### Data lines

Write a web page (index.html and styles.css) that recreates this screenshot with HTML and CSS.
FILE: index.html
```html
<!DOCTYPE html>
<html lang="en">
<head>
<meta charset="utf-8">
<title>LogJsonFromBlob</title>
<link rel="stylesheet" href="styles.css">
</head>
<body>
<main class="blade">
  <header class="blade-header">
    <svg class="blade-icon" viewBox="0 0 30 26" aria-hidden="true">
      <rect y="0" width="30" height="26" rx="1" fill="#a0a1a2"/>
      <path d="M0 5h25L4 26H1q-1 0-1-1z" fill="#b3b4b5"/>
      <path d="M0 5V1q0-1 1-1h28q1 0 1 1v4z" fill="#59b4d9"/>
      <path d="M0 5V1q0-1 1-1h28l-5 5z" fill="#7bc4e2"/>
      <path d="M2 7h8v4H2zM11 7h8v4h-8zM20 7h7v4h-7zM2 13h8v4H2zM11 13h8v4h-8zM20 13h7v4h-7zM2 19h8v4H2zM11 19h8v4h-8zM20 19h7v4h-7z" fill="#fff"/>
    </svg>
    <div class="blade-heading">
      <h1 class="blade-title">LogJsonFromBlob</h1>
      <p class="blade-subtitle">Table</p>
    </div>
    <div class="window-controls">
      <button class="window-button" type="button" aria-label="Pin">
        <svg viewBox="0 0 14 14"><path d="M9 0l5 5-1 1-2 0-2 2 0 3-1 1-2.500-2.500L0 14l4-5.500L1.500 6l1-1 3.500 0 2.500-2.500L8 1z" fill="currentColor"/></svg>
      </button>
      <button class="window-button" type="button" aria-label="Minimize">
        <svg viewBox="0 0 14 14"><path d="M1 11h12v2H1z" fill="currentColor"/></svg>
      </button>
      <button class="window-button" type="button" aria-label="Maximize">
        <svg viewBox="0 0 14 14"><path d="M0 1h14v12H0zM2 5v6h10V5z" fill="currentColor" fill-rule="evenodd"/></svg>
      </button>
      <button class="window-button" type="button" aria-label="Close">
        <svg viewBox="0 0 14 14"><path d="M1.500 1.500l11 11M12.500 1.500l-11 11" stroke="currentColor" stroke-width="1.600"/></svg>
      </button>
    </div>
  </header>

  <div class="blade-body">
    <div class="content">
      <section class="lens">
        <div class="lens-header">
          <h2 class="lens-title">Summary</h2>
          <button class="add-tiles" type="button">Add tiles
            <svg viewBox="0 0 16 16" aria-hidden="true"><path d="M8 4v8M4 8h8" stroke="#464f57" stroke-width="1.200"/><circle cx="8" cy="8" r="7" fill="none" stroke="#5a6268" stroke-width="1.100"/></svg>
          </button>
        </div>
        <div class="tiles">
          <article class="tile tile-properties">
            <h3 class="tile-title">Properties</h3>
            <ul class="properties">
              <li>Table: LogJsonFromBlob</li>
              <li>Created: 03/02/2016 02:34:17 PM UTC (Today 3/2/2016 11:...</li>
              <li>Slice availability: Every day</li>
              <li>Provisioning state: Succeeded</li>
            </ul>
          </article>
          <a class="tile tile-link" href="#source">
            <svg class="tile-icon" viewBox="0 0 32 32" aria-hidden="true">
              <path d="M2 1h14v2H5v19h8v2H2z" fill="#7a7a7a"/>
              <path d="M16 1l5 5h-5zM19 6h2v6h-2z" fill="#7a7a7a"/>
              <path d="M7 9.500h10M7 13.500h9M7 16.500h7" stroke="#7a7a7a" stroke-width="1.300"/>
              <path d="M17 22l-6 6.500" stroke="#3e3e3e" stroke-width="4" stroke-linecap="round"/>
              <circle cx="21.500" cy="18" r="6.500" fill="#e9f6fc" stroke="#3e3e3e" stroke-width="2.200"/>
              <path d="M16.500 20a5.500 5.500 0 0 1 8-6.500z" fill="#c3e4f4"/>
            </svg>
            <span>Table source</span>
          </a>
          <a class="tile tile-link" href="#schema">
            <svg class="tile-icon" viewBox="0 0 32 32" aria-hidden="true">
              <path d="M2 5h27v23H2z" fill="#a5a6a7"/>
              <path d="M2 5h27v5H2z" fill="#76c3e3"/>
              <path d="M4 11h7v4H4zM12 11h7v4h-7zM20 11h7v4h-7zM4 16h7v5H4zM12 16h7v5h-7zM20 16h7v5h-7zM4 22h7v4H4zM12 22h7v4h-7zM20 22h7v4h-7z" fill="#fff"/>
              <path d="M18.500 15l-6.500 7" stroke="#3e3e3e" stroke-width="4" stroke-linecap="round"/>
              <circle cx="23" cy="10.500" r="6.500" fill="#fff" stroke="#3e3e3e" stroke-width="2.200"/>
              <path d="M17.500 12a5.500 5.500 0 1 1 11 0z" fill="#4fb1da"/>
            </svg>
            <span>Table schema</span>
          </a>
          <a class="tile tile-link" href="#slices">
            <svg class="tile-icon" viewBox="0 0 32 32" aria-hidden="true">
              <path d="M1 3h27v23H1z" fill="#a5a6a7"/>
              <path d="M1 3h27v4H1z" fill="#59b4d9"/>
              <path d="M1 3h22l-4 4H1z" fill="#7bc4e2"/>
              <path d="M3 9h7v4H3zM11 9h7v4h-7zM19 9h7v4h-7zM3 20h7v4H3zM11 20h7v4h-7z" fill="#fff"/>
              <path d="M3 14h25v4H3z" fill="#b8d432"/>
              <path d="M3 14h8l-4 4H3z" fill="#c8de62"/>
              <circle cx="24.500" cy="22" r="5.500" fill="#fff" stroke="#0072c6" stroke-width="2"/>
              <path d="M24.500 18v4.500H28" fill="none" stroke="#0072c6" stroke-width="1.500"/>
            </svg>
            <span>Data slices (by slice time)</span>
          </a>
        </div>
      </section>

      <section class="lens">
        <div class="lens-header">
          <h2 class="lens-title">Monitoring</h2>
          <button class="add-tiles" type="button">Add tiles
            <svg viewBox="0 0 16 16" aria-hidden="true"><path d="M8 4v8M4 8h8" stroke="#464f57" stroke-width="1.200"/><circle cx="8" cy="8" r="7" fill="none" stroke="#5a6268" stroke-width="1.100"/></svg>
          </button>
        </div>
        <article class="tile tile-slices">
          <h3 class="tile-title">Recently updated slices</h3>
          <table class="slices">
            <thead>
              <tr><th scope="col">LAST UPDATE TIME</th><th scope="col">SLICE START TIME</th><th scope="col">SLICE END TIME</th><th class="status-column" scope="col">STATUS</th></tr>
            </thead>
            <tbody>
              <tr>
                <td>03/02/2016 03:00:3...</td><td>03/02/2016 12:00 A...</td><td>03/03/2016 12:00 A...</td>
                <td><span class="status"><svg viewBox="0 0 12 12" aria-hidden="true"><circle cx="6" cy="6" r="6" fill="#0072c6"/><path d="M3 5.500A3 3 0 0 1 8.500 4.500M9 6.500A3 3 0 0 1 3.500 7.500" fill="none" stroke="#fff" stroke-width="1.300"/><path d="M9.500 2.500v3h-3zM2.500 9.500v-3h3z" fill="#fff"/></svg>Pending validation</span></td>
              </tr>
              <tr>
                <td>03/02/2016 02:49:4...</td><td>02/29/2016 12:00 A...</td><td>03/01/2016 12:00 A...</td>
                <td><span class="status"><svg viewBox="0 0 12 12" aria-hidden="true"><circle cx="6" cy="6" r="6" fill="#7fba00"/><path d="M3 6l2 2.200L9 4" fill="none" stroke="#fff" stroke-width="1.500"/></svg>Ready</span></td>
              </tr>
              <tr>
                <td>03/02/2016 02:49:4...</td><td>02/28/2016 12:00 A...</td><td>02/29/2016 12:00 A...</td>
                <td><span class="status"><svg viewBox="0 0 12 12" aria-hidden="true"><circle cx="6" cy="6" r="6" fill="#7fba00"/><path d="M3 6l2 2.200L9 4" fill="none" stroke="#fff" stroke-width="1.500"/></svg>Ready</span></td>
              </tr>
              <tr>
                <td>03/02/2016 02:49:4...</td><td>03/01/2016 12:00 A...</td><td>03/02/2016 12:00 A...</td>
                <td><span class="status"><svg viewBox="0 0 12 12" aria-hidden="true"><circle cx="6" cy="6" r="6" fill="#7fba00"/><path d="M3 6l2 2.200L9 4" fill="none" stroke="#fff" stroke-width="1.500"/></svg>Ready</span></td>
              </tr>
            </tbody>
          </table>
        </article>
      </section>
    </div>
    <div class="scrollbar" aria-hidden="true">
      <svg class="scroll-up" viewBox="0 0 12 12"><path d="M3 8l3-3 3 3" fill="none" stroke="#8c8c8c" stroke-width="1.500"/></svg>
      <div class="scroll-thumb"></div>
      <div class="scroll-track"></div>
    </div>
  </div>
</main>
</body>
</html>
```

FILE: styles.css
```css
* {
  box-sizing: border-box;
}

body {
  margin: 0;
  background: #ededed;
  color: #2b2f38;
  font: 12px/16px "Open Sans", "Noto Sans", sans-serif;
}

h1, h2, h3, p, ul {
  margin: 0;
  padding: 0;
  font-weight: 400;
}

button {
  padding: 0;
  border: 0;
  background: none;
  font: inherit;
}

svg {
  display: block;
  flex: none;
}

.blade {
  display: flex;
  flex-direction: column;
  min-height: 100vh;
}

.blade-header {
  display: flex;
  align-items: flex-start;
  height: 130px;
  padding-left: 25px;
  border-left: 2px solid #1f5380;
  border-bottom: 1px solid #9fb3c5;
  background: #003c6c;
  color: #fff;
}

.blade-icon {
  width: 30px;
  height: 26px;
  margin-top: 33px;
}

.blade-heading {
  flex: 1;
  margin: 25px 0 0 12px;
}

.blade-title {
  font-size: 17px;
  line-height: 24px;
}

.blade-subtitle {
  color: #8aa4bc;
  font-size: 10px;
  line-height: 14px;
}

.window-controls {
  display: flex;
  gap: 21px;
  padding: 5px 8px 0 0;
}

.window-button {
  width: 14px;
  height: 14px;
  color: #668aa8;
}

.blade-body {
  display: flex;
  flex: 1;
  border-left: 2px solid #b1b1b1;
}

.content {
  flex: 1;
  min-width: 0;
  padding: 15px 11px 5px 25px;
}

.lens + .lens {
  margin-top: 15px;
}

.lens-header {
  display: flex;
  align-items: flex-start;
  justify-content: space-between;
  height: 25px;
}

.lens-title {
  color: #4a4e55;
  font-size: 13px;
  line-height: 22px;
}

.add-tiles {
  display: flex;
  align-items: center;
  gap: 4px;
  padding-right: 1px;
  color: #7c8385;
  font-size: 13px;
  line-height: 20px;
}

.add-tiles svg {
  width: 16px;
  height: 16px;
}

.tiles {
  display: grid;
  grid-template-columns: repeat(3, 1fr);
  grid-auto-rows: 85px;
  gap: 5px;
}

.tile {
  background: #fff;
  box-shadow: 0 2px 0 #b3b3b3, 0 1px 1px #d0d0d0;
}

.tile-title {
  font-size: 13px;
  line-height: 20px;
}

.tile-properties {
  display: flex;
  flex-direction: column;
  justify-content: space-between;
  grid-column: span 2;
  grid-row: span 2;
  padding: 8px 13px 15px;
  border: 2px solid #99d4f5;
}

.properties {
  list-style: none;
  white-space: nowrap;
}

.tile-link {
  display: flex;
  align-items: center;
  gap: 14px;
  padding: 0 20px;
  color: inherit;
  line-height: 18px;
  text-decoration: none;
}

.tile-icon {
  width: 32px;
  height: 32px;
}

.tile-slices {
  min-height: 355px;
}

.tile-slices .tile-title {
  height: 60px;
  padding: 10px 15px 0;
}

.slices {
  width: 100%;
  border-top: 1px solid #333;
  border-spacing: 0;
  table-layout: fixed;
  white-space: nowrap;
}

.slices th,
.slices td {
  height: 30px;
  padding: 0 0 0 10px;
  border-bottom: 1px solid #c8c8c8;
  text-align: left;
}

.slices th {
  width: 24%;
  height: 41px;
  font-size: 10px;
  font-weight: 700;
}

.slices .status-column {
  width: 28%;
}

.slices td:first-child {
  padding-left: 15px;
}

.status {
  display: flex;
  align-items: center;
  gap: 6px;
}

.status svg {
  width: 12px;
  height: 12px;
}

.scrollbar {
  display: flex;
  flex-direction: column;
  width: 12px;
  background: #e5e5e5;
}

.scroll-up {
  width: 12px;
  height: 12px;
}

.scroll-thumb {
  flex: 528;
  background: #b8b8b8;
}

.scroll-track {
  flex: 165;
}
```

######
### Data lines

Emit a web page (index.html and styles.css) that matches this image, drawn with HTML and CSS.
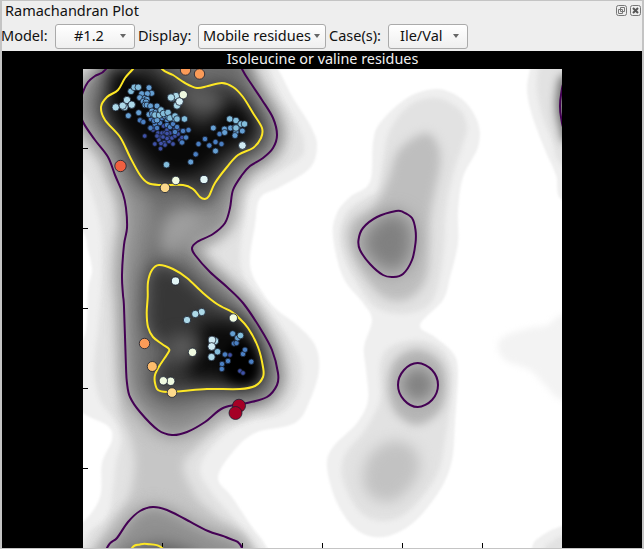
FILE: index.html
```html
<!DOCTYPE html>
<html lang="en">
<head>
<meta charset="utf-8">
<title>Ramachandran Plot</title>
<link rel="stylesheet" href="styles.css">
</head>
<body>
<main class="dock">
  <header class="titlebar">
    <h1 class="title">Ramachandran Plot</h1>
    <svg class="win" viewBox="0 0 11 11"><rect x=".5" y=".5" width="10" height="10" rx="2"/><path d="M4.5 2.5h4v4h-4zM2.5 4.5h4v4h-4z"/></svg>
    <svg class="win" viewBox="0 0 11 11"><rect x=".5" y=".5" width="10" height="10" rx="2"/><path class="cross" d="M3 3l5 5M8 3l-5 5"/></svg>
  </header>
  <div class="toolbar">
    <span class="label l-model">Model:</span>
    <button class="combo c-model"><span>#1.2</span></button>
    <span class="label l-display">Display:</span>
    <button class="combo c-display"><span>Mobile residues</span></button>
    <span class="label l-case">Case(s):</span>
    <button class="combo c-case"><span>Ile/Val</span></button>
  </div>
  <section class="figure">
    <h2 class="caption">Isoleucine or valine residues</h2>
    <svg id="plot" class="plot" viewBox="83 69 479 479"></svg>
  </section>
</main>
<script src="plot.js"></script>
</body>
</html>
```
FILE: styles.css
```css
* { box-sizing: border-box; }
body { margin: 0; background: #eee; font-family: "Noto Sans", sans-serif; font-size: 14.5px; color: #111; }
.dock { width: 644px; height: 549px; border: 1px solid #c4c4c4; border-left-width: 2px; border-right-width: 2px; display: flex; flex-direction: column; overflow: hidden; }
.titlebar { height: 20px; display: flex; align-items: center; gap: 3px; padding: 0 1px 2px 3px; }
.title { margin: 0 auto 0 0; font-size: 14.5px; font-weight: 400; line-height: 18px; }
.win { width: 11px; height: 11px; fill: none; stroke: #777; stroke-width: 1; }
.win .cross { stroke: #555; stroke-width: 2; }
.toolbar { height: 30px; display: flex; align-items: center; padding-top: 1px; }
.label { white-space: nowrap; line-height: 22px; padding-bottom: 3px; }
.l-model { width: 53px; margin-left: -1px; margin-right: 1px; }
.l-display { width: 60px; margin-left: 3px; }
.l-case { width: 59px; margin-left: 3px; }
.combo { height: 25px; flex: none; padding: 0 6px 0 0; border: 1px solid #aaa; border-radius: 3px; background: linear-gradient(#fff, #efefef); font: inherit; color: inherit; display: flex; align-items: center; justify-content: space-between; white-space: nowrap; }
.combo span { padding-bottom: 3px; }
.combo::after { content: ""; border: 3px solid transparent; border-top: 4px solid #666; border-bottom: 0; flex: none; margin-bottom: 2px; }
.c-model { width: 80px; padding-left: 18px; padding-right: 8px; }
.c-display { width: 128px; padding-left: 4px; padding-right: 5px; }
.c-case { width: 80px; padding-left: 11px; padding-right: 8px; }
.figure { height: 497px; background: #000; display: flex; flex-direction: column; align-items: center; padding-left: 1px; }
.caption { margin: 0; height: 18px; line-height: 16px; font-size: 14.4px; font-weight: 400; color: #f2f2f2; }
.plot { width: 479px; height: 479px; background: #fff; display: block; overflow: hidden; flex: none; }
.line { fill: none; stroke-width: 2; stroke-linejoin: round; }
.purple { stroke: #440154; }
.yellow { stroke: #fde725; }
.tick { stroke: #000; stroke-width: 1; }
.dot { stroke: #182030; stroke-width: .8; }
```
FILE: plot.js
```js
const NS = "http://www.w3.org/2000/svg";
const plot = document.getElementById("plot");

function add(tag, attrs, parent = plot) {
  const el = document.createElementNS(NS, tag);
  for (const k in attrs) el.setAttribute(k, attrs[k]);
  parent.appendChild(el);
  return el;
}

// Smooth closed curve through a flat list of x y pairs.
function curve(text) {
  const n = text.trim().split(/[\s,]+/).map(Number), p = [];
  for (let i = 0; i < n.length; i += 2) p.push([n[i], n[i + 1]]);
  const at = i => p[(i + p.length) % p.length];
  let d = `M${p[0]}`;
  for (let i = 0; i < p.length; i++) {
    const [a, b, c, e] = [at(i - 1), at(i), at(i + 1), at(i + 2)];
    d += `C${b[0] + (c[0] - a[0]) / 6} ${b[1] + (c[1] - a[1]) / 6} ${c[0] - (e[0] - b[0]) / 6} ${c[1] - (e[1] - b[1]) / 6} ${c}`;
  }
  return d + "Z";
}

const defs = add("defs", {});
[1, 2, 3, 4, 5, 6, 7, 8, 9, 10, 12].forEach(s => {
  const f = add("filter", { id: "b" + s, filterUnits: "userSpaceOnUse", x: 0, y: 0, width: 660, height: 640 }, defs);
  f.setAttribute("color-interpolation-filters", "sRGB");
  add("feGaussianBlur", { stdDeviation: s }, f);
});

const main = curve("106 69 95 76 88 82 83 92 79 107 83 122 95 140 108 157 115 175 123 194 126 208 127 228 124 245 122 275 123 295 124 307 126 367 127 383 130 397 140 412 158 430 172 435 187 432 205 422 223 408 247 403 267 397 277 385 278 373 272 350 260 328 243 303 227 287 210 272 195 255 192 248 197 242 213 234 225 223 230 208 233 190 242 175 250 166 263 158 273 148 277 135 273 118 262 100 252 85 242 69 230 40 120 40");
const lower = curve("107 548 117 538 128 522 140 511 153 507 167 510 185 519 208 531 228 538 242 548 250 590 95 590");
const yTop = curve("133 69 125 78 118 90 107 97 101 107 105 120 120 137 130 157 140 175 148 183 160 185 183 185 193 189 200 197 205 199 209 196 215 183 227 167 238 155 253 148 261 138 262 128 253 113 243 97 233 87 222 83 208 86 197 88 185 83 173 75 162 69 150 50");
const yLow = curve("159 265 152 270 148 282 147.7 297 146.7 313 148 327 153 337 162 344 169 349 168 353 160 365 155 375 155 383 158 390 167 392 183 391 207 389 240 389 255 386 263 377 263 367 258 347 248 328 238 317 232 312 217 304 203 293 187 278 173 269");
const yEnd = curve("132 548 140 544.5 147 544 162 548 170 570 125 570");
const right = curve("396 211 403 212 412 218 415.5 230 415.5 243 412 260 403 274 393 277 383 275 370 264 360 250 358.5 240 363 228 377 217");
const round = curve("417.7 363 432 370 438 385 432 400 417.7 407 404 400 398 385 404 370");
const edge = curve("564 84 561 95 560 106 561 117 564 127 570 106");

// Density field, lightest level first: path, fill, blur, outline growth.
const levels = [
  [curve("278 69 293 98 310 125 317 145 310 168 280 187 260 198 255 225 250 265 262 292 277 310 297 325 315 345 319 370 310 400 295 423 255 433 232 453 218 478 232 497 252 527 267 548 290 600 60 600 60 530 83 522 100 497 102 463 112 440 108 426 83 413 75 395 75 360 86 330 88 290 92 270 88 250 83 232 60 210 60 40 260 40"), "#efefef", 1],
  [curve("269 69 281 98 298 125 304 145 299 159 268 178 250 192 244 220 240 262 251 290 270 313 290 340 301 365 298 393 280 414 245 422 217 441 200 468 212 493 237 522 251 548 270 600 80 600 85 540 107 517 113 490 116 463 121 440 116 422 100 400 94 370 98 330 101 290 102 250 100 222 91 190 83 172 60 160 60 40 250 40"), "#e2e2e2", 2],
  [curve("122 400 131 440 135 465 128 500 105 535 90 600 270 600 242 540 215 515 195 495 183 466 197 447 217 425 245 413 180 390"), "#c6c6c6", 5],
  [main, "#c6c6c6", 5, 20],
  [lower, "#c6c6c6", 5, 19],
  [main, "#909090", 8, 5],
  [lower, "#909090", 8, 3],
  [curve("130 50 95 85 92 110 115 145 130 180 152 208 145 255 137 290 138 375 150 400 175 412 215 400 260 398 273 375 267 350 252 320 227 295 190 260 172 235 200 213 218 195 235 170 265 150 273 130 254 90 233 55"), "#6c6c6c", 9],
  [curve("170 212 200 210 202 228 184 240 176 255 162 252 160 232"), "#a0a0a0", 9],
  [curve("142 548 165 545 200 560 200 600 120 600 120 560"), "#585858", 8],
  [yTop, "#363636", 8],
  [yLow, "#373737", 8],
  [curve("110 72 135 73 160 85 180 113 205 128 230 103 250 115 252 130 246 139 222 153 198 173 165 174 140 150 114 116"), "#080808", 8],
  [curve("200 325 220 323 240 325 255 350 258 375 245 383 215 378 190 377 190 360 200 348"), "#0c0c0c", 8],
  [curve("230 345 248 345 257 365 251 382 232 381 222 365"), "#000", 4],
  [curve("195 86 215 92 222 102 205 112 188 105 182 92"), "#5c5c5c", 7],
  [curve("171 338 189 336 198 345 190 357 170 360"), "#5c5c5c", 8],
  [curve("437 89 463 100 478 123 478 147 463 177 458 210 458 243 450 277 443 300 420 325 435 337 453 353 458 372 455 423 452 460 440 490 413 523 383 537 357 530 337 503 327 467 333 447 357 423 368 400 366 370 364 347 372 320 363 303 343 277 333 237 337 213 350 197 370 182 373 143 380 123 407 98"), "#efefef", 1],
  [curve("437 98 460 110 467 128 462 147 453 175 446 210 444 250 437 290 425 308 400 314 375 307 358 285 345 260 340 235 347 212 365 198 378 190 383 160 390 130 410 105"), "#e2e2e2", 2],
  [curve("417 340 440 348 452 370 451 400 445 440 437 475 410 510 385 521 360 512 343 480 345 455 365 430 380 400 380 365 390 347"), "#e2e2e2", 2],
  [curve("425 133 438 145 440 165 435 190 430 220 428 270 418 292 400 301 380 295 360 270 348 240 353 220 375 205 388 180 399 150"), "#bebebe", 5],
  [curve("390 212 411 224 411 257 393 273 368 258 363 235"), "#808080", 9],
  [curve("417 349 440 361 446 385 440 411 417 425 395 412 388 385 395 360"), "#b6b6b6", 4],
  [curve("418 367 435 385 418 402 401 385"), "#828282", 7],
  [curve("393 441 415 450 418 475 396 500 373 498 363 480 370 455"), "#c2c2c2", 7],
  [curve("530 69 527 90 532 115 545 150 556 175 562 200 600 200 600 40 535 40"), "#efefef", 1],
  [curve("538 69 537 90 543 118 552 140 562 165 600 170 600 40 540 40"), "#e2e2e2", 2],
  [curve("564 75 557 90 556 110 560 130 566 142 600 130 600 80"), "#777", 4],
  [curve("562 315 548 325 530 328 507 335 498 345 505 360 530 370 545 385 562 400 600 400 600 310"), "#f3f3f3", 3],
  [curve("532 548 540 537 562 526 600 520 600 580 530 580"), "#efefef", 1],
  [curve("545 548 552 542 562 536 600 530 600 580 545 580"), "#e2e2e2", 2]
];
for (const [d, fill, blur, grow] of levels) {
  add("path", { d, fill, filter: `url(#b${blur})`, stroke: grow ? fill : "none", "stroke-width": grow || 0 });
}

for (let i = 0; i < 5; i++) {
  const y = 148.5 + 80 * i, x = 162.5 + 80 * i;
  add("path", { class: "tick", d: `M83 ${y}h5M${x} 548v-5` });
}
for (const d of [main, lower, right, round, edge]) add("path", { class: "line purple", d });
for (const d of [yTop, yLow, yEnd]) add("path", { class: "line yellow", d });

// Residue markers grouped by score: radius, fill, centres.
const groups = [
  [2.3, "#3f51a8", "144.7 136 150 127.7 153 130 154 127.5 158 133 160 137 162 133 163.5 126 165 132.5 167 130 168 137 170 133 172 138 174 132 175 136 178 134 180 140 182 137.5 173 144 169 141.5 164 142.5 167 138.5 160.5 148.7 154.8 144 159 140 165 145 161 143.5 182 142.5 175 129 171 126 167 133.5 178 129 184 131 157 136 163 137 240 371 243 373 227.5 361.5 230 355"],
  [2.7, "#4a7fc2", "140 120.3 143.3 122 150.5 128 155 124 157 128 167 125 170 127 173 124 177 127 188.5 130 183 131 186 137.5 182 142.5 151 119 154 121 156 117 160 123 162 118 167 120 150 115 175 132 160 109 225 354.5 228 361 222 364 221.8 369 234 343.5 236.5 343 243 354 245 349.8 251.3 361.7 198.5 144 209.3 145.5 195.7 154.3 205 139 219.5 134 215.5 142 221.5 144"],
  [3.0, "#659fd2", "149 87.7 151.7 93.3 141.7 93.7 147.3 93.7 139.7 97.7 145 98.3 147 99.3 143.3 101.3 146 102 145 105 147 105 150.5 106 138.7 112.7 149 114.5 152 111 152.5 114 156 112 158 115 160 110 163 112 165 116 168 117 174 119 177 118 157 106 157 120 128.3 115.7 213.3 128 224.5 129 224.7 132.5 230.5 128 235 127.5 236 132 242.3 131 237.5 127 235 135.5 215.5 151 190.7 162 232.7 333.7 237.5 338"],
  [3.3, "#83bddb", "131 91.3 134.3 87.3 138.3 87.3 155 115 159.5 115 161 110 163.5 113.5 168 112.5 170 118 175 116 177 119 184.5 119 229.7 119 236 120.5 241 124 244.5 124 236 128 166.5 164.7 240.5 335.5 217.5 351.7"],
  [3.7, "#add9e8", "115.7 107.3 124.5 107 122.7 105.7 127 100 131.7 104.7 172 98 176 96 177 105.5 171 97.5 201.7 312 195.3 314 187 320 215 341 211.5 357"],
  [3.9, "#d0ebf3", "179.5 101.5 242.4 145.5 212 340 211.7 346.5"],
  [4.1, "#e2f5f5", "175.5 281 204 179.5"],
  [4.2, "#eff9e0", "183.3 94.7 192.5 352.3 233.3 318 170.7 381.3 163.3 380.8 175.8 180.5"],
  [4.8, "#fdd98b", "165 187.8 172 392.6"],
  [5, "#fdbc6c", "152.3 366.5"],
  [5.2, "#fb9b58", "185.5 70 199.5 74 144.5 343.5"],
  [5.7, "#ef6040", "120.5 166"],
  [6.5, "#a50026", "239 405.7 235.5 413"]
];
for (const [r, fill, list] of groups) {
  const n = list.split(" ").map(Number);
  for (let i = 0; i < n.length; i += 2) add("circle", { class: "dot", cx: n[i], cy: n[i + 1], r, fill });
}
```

######

**Instructions for the task:**
Count every line of the records that holds the string "with". Write only the total.

**Right answer:**
2